No, friends, the really interesting thing about The Equinox, the aspect which generations of occultists and spiritual searchers have impatiently flipped past, much to their personal detriment, the bit which I actually personally enjoy reading on its own merits without a shred of irony, the truly important part which Regardie manages to lampshade by devoting a big fat chunk of Gems to it… is the book reviews.
The reviews focus mostly, but not exclusively, on books of a reasonably obvious occult interest; there’s also the occasional review of science textbooks because, whilst Crowley didn’t really apply the scientific method to his spirituality, he was keen to jump on new scientific discoveries about the cosmos and incorporate them into his religious system. (If you are going to dedicate yourself to the Goddess Nuit, every new astronomical discovery is like a new fact about your spiritual patron for you to enjoy.) They are largely written by Crowley, but not exclusively, because believe it or not the A∴A∴ did actually include people other than Crowley and whoever Crowley happened to be banging at any particular time.
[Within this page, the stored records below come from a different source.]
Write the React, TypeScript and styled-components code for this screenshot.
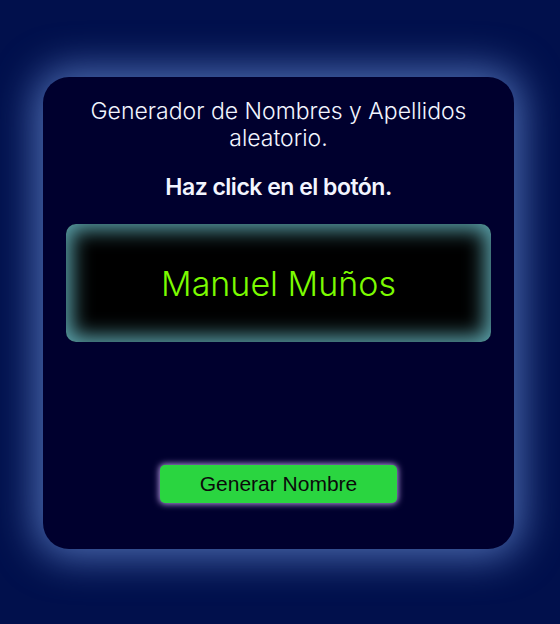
import React, { useState } from "react";
import styled, { createGlobalStyle } from "styled-components";

const GlobalStyle = createGlobalStyle`
  html, body { margin: 0; padding: 0; }
  body {
    background: #01104c;
    font-family: "Inter", "Noto Sans", sans-serif;
  }
`;

const Page = styled.div`
  min-height: 624px;
  box-sizing: border-box;
  padding: 2px 3px 0 0;
  display: flex;
  align-items: center;
  justify-content: center;
`;

const Card = styled.main`
  width: 471px;
  height: 472px;
  box-sizing: border-box;
  background: #00002e;
  border-radius: 26px;
  box-shadow: 0 0 40px 8px #4d6db2;
  padding: 21px 23px 0;
  display: flex;
  flex-direction: column;
  align-items: center;
`;

const Title = styled.h1`
  margin: 0;
  font-size: 23px;
  font-weight: 300;
  line-height: 27px;
  color: #f2f5ff;
  text-align: center;
  max-width: 410px;
`;

const Subtitle = styled.h2`
  margin: 22px 0 0;
  font-size: 23px;
  font-weight: 600;
  line-height: 27px;
  letter-spacing: -0.5px;
  color: #f2f5ff;
  text-align: center;
`;

const Display = styled.div`
  margin-top: 23px;
  width: 100%;
  height: 118px;
  border-radius: 10px;
  background: #000;
  box-shadow: inset 0 0 20px 6px #5ba2ab;
  display: flex;
  align-items: center;
  justify-content: center;
`;

const NameText = styled.span`
  color: #7cfc00;
  font-size: 34px;
  font-weight: 300;
`;

const Button = styled.button`
  margin-top: 123px;
  width: 237px;
  height: 38px;
  border: none;
  border-radius: 5px;
  background: #2ad540;
  box-shadow: 0 0 6px 1px #b99be6;
  font-family: "Liberation Sans", Arial, sans-serif;
  font-size: 21px;
  color: #0a0a0a;
  cursor: pointer;
`;

const nombres = ["Manuel", "Lucía", "Carlos", "Ana", "Javier", "Sofía"];
const apellidos = ["Muños", "García", "López", "Pérez", "Sánchez", "Díaz"];

export default function App() {
  const [name, setName] = useState("Manuel Muños");
  const generar = () => {
    const n = nombres[Math.floor(Math.random() * nombres.length)];
    const a = apellidos[Math.floor(Math.random() * apellidos.length)];
    setName(`${n} ${a}`);
  };
  return (
    <>
      <GlobalStyle />
      <Page>
        <Card>
          <Title>Generador de Nombres y Apellidos aleatorio.</Title>
          <Subtitle>Haz click en el botón.</Subtitle>
          <Display>
            <NameText>{name}</NameText>
          </Display>
          <Button onClick={generar}>Generar Nombre</Button>
        </Card>
      </Page>
    </>
  );
}
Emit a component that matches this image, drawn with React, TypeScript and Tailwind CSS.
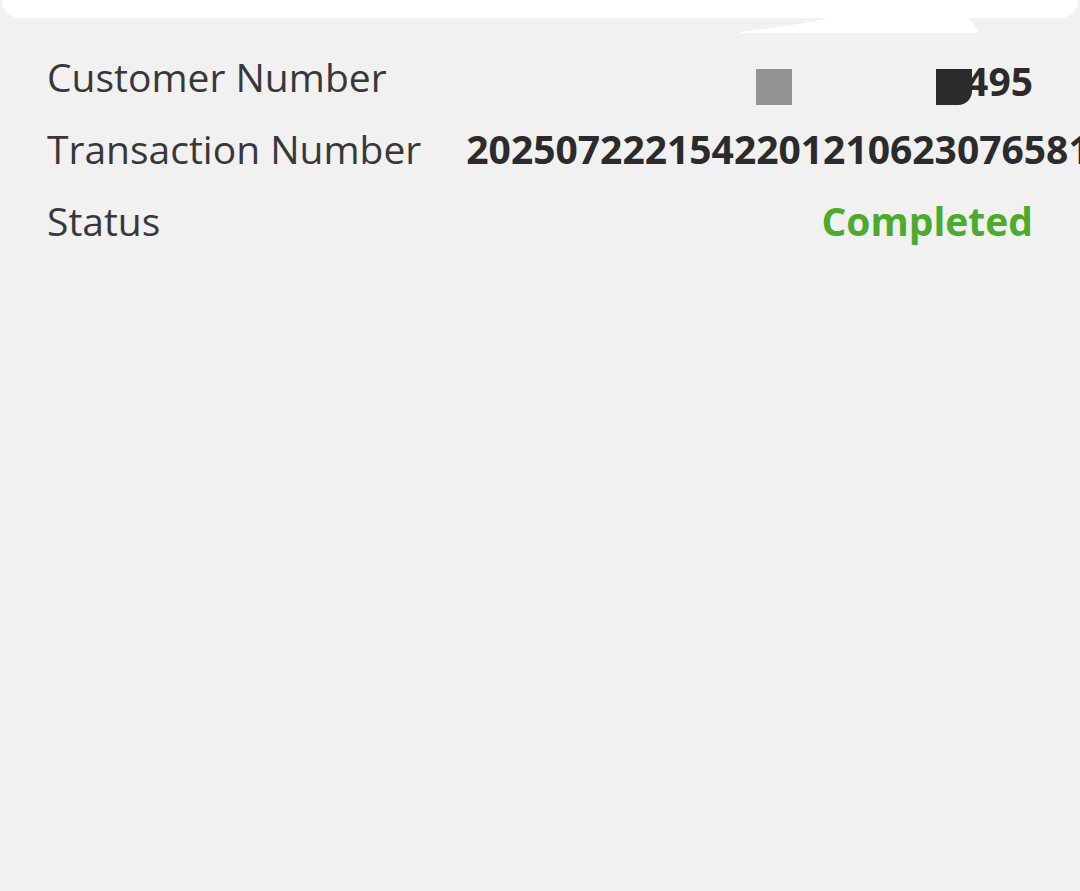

And they’re a delicious outpouring of Edwardian literary snark. The Golden Dawn included a significant number of writers – in retrospect, it’s a wonder that their secrets remained secret as long as they did – Crowley among them, and Crowley was the sort of dude who had very developed opinions as to what he liked and didn’t like when it came to his reading matter. The upshot is that if you just read the reviews The Equinox what you get is a sort of Edwardian occult spin on… well, this blog, or Ferretbrain before it.
Sometimes, Crowley would decide to get personal. His long-running feud with A.E. Waite, the most boring man in occultism, is legendary. (Waite’s general view was that the responsible thing for occultists to do was to study magic and mysticism and then not do any magic whatsoever, because that’s naughty and bad and would give Jesus a sad, and solely concentrate on mysticism; Crowley and others were of the opinion that if you weren’t going to do any fucking magic, there was more or less no point joining a magical order.)
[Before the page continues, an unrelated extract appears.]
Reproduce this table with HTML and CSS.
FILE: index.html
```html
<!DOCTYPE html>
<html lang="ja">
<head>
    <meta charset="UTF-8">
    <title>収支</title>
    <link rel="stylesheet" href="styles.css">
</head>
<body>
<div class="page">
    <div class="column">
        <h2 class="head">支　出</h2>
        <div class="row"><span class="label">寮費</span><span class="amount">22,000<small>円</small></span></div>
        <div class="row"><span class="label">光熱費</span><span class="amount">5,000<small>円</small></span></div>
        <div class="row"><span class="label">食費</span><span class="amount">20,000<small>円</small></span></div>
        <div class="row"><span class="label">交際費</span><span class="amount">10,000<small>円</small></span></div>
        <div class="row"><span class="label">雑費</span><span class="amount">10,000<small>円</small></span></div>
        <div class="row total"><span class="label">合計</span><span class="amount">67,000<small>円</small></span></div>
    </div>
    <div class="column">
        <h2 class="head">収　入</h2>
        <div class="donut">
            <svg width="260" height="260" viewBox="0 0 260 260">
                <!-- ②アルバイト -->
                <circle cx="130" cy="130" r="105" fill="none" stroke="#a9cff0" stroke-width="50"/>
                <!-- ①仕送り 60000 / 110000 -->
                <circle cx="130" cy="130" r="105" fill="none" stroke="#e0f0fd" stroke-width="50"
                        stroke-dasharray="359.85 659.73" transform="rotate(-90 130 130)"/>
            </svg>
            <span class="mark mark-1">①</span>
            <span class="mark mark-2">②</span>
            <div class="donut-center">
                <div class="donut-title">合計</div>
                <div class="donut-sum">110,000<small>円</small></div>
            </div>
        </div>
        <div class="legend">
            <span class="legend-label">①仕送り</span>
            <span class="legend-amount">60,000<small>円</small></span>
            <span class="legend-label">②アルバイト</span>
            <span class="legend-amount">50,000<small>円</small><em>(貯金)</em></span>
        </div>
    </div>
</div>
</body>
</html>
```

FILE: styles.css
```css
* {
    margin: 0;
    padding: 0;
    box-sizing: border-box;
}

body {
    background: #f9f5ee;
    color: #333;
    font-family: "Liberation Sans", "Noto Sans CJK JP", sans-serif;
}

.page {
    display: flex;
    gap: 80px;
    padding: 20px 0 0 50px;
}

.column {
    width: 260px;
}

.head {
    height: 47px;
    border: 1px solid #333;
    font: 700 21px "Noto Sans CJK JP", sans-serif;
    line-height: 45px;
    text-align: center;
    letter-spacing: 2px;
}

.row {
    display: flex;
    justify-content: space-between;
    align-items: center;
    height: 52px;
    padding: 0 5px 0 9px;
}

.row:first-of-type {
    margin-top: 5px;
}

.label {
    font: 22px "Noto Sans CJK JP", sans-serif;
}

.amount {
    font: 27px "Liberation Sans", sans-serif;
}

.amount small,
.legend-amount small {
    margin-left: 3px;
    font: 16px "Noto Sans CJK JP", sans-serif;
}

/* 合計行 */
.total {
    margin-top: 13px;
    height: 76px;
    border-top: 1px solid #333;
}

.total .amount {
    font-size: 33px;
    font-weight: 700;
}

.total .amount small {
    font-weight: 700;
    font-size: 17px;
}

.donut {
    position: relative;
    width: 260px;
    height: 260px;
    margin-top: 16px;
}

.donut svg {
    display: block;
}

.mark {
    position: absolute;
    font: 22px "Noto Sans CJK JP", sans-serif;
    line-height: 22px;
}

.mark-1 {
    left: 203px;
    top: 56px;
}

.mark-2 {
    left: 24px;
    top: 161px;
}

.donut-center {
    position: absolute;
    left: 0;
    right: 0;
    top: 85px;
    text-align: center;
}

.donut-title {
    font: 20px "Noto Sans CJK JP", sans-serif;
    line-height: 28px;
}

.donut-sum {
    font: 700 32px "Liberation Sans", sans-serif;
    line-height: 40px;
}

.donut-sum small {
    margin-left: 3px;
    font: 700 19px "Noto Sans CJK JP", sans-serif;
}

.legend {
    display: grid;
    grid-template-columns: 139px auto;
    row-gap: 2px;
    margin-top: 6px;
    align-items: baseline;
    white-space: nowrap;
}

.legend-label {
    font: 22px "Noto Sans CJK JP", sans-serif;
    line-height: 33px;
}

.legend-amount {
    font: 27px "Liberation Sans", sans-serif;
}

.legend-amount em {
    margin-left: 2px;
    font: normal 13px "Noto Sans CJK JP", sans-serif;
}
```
Whenever the subject of Waite comes up, Crowley is entertainingly rude about him. Some of Crowley’s essays on Waite take the form of comic short stories, little vignettes in which Crowley manages to encapsulate Robert Anton Wilson’s entire schtick decades before Wilson’s birth, do it better than Wilson ever did, and add an extra layer of erudition on top of that. There’s a particularly interesting review where Crowley covers the Rider-Waite tarot deck; if you’ve seen any tarot in any pop culture at all, odds are this was the deck which was used (or one drawing on its imagery very strongly), because it’s kind of iconic in that sense, and it’s interesting how Crowley tries to be as dismissive as he can of Waite’s treatment of the tarot whilst at the same time trying not to say anything bad about Pamela Coleman Smith, the actual artist. (Thus, he saves most of his barbs for the accompanying book which was published alongside the deck – Waite’s Key to the Tarot – and suggests that the main downfall of the Major Arcana in the deck is that Coleman Smith was working within the constraints of Waite’s flawed instructions.)
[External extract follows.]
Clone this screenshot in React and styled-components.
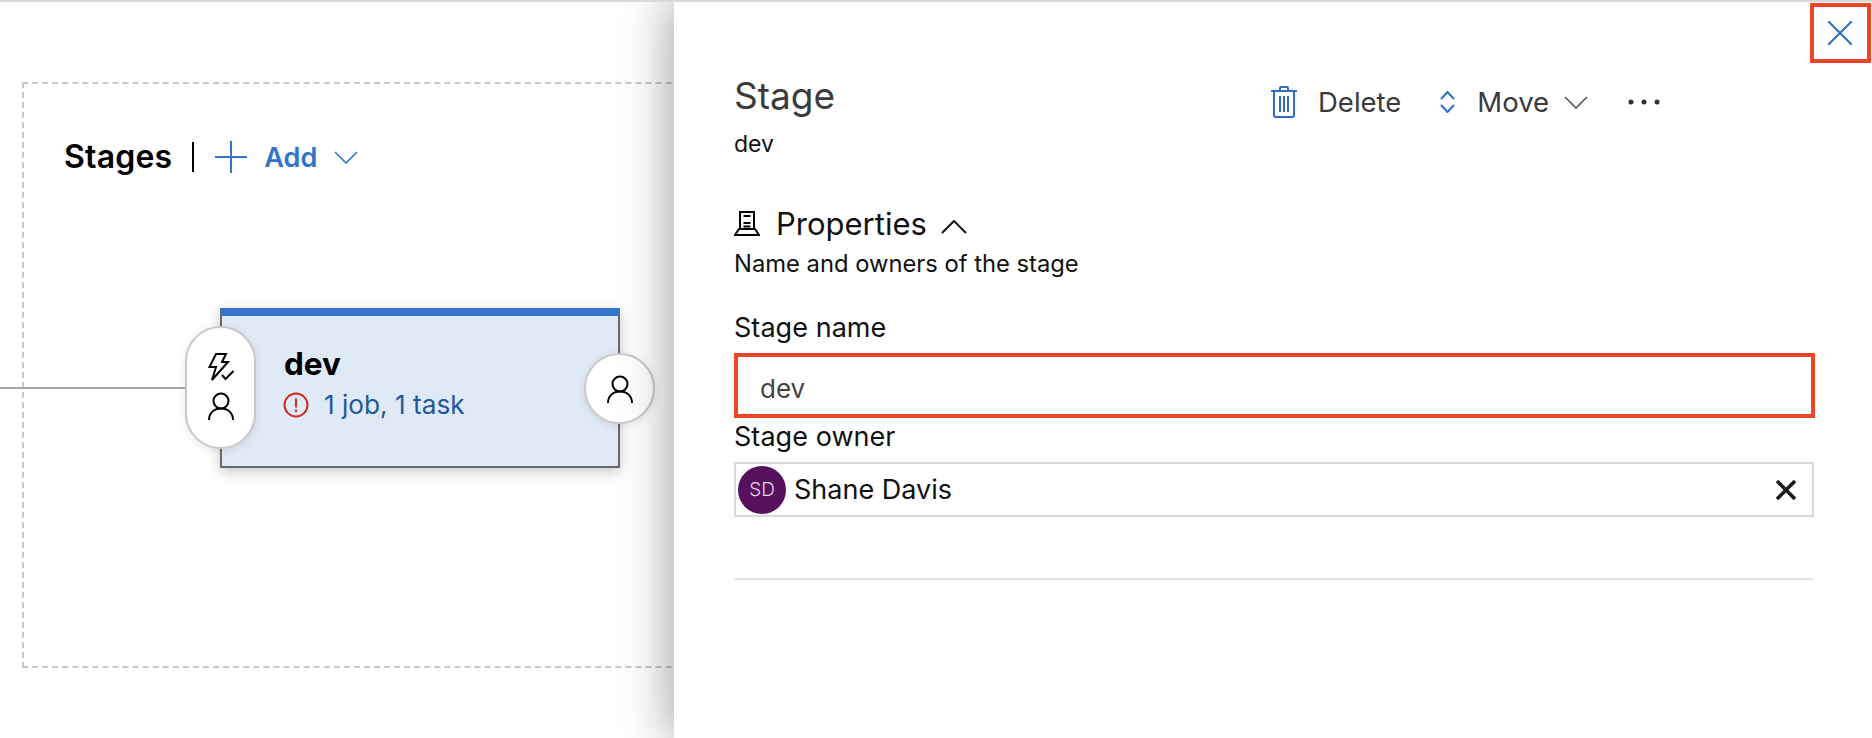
import React from 'react'
import styled, { createGlobalStyle } from 'styled-components'

const GlobalStyle = createGlobalStyle`
  html, body { margin: 0; padding: 0; background: #fff; }
  body { font-family: Inter, "Noto Sans", "Liberation Sans", sans-serif; }
`

const Page = styled.div`
  display: flex;
  width: 1872px;
  height: 738px;
  box-sizing: border-box;
  border-top: 2px solid #d8d8d8;
  overflow: hidden;
  position: relative;
`

const Canvas = styled.div`
  position: relative;
  width: 674px;
  flex: none;
  padding: 80px 0 0 22px;
  box-sizing: border-box;
`

const Frame = styled.div`
  width: 720px;
  height: 586px;
  box-sizing: border-box;
  border: 2px dashed #c8c8c8;
  padding: 56px 0 0 40px;
`

const StagesBar = styled.div`
  display: flex;
  align-items: center;
  height: 34px;
`

const StagesTitle = styled.span`
  font-size: 32px;
  font-weight: 600;
  letter-spacing: 0.2px;
  color: #000;
  line-height: 34px;
`

const Divider = styled.span`
  width: 2px;
  height: 30px;
  background: #000;
  margin: 0 21px 0 20px;
`

const AddLabel = styled.span`
  font-size: 27px;
  font-weight: 600;
  color: #3274c9;
  margin: 0 17px;
`

const Connector = styled.div`
  position: absolute;
  left: 0;
  top: 385px;
  width: 190px;
  height: 2px;
  background: #a6a6a6;
`

const StageCard = styled.div`
  position: absolute;
  left: 220px;
  top: 306px;
  width: 400px;
  height: 160px;
  box-sizing: border-box;
  background: #dfeaf6;
  border: 2px solid #69696b;
  border-top: 8px solid #3575cc;
  box-shadow: 0 4px 12px rgba(0, 0, 0, 0.22);
  padding: 28px 0 0 62px;
`

const StageName = styled.div`
  font-size: 31.5px;
  font-weight: 700;
  line-height: 40px;
  color: #000;
`

const StageMeta = styled.div`
  display: flex;
  align-items: center;
  gap: 15px;
  margin: 5px 0 0 -1px;
  font-size: 26.2px;
  line-height: 32px;
  color: #22599c;
`

const Bubble = styled.div`
  position: absolute;
  display: flex;
  flex-direction: column;
  align-items: center;
  justify-content: center;
  gap: ${p => p.$gap || 0}px;
  width: 71px;
  height: ${p => p.$tall ? 123 : 71}px;
  left: ${p => p.$side === 'left' ? '-37px' : 'auto'};
  right: ${p => p.$side === 'right' ? '-37px' : 'auto'};
  top: ${p => p.$tall ? 10 : 37}px;
  padding-bottom: ${p => p.$tall ? 3 : 0}px;
  box-sizing: border-box;
  border: 2px solid #c9c9c9;
  border-radius: 36px;
  background: #fff;
  box-shadow: 0 2px 8px rgba(0, 0, 0, 0.1);
`

const Panel = styled.section`
  position: relative;
  flex: 1;
  background: #fff;
  box-shadow: -4px 0 44px 2px rgba(0, 0, 0, 0.34);
  padding: 71px 57px 0 60px;
  box-sizing: border-box;
`

const CloseButton = styled.button`
  position: absolute;
  top: 1px;
  right: 1px;
  width: 61px;
  height: 60px;
  box-sizing: border-box;
  border: 4px solid #ef4426;
  background: #fff;
  padding: 0 2px 0 0;
  display: flex;
  align-items: center;
  justify-content: center;
`

const HeadRow = styled.div`
  display: flex;
  align-items: flex-start;
`

const TitleBlock = styled.div`
  width: 537px;
  flex: none;
`

const Title = styled.div`
  font-size: 37px;
  font-weight: 400;
  line-height: 46px;
  color: #3b3b3b;
`

const Sub = styled.div`
  font-size: 23px;
  line-height: 30px;
  color: #111;
  margin-top: 10px;
`

const Toolbar = styled.div`
  display: flex;
  align-items: center;
  height: 34px;
  margin-top: 12px;
`

const ToolLabel = styled.span`
  font-size: 27.5px;
  line-height: 34px;
  color: #3a3a3a;
  margin: ${p => p.$margin};
`

const ToolGroup = styled.div`
  display: flex;
  align-items: center;
  margin-left: ${p => p.$left || 0}px;
`

const SectionRow = styled.div`
  display: flex;
  align-items: center;
  height: 40px;
  margin-top: 44px;
`

const SectionName = styled.span`
  font-size: 31px;
  color: #111;
  margin: 0 14px 0 16px;
`

const Hint = styled.div`
  font-size: 23.75px;
  line-height: 30px;
  color: #111;
  margin-top: 6px;
`

const FieldLabel = styled.div`
  font-size: 27px;
  letter-spacing: 0.05px;
  line-height: 30px;
  color: #111;
  margin-top: ${p => p.$top}px;
`

const NameBox = styled.div`
  height: 65px;
  box-sizing: border-box;
  margin-top: 10px;
  border: 4px solid #ef4426;
  padding: 5px 0 0 22px;
  display: flex;
  align-items: center;
  font-size: 26px;
  color: #444;
`

const OwnerBox = styled.div`
  height: 55px;
  box-sizing: border-box;
  margin: 10px 1px 0 0;
  border: 2px solid #d8d8d8;
  padding: 0 15px 0 2px;
  display: flex;
  align-items: center;
`

const Avatar = styled.div`
  width: 48px;
  height: 48px;
  flex: none;
  border-radius: 50%;
  background: #56105c;
  color: #e3d6e6;
  font-size: 19px;
  font-weight: 300;
  display: flex;
  align-items: center;
  justify-content: center;
`

const OwnerName = styled.span`
  flex: 1;
  font-size: 27px;
  color: #111;
  margin-left: 8px;
`

const Rule = styled.div`
  height: 2px;
  background: #e6e6e6;
  margin: 61px 1px 0 0;
`

const Svg = styled.svg`
  flex: none;
  display: block;
  margin-top: ${p => p.$top || 0}px;
`

const Line = ({ w, h, children, sw = 2, color = 'currentColor', top }) => (
  <Svg width={w} height={h} viewBox={`0 0 ${w} ${h}`} fill="none" stroke={color} strokeWidth={sw} $top={top}>
    {children}
  </Svg>
)

const PersonIcon = () => (
  <Line w={26} h={28} color="#000">
    <circle cx="13" cy="9" r="7.5" />
    <path d="M1 28c0-7 5-11.5 12-11.5S25 21 25 28" />
  </Line>
)

const TriggerIcon = () => (
  <Line w={28} h={28} color="#000">
    <path d="M9 1h10l-4 8h6L5 27l4-13H2.5z" />
    <path d="M15 22l3.5 4 8-8" />
  </Line>
)

const WarnIcon = () => (
  <Line w={26} h={26} color="#cf2a1e">
    <circle cx="13" cy="13" r="11.5" />
    <path d="M13 6.5v9M13 17.5v2.5" />
  </Line>
)

const Chevron = ({ w, h, color, up, sw = 1.6, top }) => (
  <Line w={w} h={h} color={color} sw={sw} top={top}>
    <path d={up ? `M1 ${h - 1}L${w / 2} 1L${w - 1} ${h - 1}` : `M1 1L${w / 2} ${h - 1}L${w - 1} 1`} />
  </Line>
)

const TrashIcon = () => (
  <Line w={26} h={32} color="#2f6fbf">
    <path d="M0 5h26M9 5V2a1 1 0 0 1 1-1h6a1 1 0 0 1 1 1v3" />
    <path d="M3 5v24a2 2 0 0 0 2 2h16a2 2 0 0 0 2-2V5" />
    <path d="M9 10v16M13 10v16M17 10v16" />
  </Line>
)

const MoveIcon = () => (
  <Line w={15} h={22} color="#2f6fbf">
    <path d="M1 8l6.5-7L14 8M1 14l6.5 7L14 14" />
  </Line>
)

const PropsIcon = () => (
  <Line w={26} h={26} color="#000">
    <path d="M6 19V2h14v17" />
    <path d="M9.5 6h7M9.5 13h7M9.5 16.5h7" />
    <path d="M5 19l-4 6h24l-4-6z" />
  </Line>
)

const MoreIcon = () => (
  <Line w={32} h={6} color="#333" sw={0}>
    <g fill="#333">
      <circle cx="3" cy="3" r="2.5" />
      <circle cx="16" cy="3" r="2.5" />
      <circle cx="29" cy="3" r="2.5" />
    </g>
  </Line>
)

const App = () => (
  <Page>
    <GlobalStyle />
    <Canvas>
      <Frame>
        <StagesBar>
          <StagesTitle>Stages</StagesTitle>
          <Divider />
          <Line w={32} h={32} color="#3274c9"><path d="M16 0v32M0 16h32" /></Line>
          <AddLabel>Add</AddLabel>
          <Chevron w={24} h={13} color="#3274c9" />
        </StagesBar>
      </Frame>
      <Connector />
      <StageCard>
        <StageName>dev</StageName>
        <StageMeta><WarnIcon />1 job, 1 task</StageMeta>
        <Bubble $side="left" $tall $gap={11}><TriggerIcon /><PersonIcon /></Bubble>
        <Bubble $side="right"><PersonIcon /></Bubble>
      </StageCard>
    </Canvas>
    <Panel>
      <CloseButton aria-label="Close">
        <Line w={24} h={24} color="#2f6fbf"><path d="M0 0l24 24M24 0L0 24" /></Line>
      </CloseButton>
      <HeadRow>
        <TitleBlock>
          <Title>Stage</Title>
          <Sub>dev</Sub>
        </TitleBlock>
        <Toolbar>
          <ToolGroup>
            <TrashIcon />
            <ToolLabel $margin="0 0 0 21px">Delete</ToolLabel>
          </ToolGroup>
          <ToolGroup $left={39}>
            <MoveIcon />
            <ToolLabel $margin="0 15px 0 22px">Move</ToolLabel>
            <Chevron w={24} h={13} color="#555" />
          </ToolGroup>
          <ToolGroup $left={40}>
            <MoreIcon />
          </ToolGroup>
        </Toolbar>
      </HeadRow>
      <SectionRow>
        <PropsIcon />
        <SectionName>Properties</SectionName>
        <Chevron w={26} h={14} color="#111" up sw={2} top={7} />
      </SectionRow>
      <Hint>Name and owners of the stage</Hint>
      <FieldLabel $top={34}>Stage name</FieldLabel>
      <NameBox>dev</NameBox>
      <FieldLabel $top={4}>Stage owner</FieldLabel>
      <OwnerBox>
        <Avatar>SD</Avatar>
        <OwnerName>Shane Davis</OwnerName>
        <Line w={22} h={22} color="#1a1a1a" sw={3.6}><path d="M2 2l18 18M20 2L2 20" /></Line>
      </OwnerBox>
      <Rule />
    </Panel>
  </Page>
)

export default App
That said, Crowley wasn’t altogether ruled by his grudges. Elsewhere he eagerly recommends Arthur Machen as a far superior author to Algernon Blackwood, despite the fact that Machen was close buddies with A.E. Waite, but that just means that Crowley had some semblance of good taste. (One might look askance at his distaste for Blackwood, though I’d say that Blackwood is actually not all that consistent an author and so perhaps Crowley simply wasn’t reading the right Blackwoods.)
Away from Golden Dawn-adjacent material, Crowley mixes recommendations of stuff he genuinely likes with delicious takedowns of stuff he very much does not like. Crowley has little time for the narrow morality promoted in the Edwardian era by conservative sorts, and it’s delicious to see him rip its advocates to shreds when he has the chance. Take the essay A Galahad In Gomorrah, issued in response to Lord Alfred Douglas’ reinvention of himself as a far-right campaigner for public morality and against homosexuality (a prelude to his later turn into outright promoting anti-Jewish conspiracy theories); Crowley applauds Douglas’ moral crusade and suggests he turns his attentions to a certain moral reprobate – responsible for writing a book incorporating various poetic works celebrating homosexuality, including a piece entitled Two Loves which coined the phrase (much misattributed to Wilde) “the love that dare not speak its name”. Crowley concludes:
We have surely said enough to establish clearly the abominable character of this book. We are sure that the moment it is brought to the attention of Lord Alfred Douglas he will take the proper steps to crush the perpetrator.
The title-page discloses, as might be expected, both the title of the book and the name of its author.
The former is Poemes, and the latter is Lord Alfred Douglas.
In A Literatooralooral Treasure-Trove, meanwhile, Crowley reveals himself to delight in obscure so-bad-it’s-good material when he roasts Sonnetical Notes On Philosophy by Howell Williams – a vapid collection of terrible, terrible poems, the pain transformed into hilarity by Crowley’s razor-sharp dissection of the worst of the poems, and his inference of the various rules of Williams’ poetic technique, like “A sonnet should if possible contain one sentence only. That sentence should have no subject, predicate or object. But the reader should be led to think that they are there, and gently undeceived as the sonnet unfolds.”
The writings of Crowley constitute holy texts for Thelemites; just how holy each bit of the Equinox actually is can be a matter for debate. It is a nasty part of me which enjoys laughing at other people’s holy books; it’s a rare and pleasurable moment when some of that sacred literature is actually written for laughs in the first place.